### Aim of the task
Gather up all lines that carry the word "components".

### Input
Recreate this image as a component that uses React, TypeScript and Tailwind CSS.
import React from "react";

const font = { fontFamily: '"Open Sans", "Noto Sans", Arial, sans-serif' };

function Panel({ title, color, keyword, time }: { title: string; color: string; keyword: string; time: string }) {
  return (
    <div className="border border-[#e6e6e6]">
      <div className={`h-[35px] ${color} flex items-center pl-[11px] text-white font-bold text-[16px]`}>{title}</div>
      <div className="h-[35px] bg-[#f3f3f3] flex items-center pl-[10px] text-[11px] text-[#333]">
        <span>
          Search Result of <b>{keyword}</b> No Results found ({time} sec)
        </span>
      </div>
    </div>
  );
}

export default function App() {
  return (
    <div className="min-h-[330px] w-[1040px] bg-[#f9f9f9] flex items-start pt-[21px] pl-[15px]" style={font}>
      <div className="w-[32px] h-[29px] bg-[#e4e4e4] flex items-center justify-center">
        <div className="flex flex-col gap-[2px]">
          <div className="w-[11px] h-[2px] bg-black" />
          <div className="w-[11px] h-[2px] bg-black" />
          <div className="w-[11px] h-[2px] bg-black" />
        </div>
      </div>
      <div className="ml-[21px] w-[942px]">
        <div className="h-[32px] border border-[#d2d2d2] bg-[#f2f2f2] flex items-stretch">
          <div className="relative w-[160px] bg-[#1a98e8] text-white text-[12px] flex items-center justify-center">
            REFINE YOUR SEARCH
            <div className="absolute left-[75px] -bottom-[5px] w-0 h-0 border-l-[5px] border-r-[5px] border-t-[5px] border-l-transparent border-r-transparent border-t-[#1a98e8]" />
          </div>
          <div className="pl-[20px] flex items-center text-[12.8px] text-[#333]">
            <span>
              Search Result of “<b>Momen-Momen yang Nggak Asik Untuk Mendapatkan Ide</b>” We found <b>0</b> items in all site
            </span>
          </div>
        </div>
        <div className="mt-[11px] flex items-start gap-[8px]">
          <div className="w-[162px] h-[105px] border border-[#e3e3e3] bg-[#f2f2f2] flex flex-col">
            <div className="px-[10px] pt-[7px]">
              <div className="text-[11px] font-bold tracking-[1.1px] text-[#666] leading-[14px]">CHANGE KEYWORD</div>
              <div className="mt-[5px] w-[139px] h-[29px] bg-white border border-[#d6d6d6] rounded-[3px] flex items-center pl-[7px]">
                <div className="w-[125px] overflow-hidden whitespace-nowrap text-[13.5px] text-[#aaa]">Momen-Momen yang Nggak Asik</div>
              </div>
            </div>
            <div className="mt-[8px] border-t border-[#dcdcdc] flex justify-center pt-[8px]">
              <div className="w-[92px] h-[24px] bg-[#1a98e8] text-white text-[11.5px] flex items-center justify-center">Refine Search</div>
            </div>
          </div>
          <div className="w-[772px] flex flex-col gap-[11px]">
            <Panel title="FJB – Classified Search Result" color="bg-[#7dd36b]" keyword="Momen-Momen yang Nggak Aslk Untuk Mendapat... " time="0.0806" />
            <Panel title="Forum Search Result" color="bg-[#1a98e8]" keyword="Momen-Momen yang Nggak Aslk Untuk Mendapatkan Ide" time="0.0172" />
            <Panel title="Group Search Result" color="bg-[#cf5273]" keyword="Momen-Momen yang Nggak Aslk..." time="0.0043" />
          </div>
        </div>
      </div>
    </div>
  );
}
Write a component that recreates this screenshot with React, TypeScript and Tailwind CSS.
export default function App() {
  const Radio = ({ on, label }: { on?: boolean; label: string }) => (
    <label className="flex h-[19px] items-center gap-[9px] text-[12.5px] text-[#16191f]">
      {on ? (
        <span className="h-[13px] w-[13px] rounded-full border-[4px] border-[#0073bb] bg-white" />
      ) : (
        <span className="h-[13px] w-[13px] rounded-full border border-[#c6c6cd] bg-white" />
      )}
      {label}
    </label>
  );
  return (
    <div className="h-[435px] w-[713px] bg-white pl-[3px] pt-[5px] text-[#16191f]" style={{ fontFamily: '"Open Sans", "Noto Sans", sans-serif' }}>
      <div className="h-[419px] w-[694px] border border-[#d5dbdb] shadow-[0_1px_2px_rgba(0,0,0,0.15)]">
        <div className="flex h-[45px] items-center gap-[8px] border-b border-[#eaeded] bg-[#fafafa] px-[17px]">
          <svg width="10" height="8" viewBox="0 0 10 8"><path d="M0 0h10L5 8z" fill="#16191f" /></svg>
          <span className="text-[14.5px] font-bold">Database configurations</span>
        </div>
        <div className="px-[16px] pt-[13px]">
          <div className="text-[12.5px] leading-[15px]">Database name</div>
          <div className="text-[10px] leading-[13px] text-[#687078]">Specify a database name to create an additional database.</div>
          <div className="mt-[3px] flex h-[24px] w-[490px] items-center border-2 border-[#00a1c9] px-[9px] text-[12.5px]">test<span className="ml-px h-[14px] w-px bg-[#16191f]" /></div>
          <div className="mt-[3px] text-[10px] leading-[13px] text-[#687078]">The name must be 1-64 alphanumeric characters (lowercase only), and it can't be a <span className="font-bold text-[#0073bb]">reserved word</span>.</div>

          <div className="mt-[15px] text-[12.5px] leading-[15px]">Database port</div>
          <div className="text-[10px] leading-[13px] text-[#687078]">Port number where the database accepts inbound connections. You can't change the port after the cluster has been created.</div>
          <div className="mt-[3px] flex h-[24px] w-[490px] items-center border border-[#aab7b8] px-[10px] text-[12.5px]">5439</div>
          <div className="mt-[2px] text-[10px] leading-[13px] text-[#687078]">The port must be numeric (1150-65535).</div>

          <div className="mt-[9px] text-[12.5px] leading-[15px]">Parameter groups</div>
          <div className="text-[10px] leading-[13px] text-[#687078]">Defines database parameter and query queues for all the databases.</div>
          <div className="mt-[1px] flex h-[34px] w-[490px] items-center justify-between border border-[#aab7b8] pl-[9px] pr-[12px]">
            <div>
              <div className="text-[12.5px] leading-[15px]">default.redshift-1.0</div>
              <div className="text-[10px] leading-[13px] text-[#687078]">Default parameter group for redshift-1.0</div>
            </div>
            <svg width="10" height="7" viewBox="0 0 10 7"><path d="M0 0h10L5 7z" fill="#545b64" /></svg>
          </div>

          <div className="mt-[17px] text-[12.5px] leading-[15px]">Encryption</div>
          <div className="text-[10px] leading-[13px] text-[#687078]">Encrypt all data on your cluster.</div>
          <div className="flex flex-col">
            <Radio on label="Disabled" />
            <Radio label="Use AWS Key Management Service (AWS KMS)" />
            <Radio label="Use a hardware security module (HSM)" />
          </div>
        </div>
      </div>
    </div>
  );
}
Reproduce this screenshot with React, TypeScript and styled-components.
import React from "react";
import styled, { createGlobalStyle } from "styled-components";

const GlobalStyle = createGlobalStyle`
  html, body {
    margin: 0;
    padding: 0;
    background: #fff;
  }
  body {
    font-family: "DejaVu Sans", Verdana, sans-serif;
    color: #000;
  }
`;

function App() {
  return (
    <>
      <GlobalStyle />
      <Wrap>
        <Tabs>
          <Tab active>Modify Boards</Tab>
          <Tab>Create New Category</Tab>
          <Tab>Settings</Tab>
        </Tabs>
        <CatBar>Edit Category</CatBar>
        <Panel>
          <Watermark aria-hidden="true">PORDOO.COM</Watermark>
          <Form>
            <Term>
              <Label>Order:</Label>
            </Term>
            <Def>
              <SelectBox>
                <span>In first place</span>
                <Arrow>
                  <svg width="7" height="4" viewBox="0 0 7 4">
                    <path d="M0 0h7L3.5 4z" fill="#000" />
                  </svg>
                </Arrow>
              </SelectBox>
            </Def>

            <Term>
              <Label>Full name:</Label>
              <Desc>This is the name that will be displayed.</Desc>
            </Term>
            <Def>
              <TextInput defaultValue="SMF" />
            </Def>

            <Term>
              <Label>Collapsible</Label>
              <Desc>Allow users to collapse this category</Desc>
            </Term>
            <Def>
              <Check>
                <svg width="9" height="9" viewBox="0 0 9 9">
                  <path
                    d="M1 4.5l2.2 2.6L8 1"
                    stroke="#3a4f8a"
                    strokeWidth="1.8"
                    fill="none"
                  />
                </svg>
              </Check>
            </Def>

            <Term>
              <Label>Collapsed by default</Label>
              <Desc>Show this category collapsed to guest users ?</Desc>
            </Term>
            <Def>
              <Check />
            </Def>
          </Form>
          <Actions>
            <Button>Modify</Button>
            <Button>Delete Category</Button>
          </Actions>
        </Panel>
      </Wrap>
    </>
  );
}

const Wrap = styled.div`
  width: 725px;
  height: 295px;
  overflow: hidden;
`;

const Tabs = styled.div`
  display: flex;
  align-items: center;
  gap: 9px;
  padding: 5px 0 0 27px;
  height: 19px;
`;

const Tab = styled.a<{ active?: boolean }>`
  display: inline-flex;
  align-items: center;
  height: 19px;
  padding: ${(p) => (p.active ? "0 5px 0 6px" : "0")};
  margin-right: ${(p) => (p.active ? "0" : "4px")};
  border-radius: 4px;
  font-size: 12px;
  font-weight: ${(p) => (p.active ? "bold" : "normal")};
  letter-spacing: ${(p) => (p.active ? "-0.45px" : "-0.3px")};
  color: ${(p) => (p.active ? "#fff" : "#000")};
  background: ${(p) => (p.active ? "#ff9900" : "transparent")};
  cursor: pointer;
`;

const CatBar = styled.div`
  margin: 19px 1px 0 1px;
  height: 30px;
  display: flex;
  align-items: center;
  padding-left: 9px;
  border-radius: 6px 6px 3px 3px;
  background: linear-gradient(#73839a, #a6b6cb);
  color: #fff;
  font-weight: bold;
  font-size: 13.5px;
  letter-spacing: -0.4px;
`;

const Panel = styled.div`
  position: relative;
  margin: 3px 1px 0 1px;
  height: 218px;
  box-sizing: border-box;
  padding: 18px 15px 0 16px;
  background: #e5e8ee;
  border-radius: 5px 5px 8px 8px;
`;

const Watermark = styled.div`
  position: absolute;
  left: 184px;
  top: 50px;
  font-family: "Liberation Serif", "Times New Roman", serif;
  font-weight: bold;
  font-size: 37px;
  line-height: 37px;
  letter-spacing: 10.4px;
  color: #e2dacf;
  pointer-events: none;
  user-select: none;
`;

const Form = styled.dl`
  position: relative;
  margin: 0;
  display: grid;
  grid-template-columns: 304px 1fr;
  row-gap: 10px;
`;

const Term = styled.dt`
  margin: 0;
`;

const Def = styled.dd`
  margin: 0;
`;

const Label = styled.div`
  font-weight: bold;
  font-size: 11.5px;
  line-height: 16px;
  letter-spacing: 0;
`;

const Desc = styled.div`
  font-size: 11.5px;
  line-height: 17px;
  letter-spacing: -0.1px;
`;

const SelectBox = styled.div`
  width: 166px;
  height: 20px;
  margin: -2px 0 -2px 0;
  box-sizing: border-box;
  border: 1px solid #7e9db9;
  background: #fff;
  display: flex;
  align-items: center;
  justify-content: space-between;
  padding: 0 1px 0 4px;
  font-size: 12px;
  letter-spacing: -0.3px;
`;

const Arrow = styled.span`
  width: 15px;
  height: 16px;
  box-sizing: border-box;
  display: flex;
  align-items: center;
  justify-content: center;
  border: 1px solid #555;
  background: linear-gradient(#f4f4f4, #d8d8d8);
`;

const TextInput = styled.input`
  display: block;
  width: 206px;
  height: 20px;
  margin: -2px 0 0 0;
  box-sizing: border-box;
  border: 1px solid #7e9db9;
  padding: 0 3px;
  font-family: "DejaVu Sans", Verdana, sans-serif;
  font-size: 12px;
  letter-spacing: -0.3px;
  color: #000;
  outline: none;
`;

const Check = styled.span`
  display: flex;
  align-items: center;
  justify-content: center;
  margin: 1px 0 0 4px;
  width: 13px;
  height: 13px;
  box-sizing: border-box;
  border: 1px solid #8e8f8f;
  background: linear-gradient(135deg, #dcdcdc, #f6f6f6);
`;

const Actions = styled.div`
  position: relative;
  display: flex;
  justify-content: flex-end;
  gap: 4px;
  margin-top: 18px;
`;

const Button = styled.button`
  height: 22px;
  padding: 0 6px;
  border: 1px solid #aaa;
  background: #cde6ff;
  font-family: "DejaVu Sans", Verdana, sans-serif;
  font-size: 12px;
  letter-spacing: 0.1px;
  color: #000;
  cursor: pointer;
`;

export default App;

### Result of the exercise
Reproduce this screenshot with React, TypeScript and styled-components.
import styled, { createGlobalStyle } from "styled-components";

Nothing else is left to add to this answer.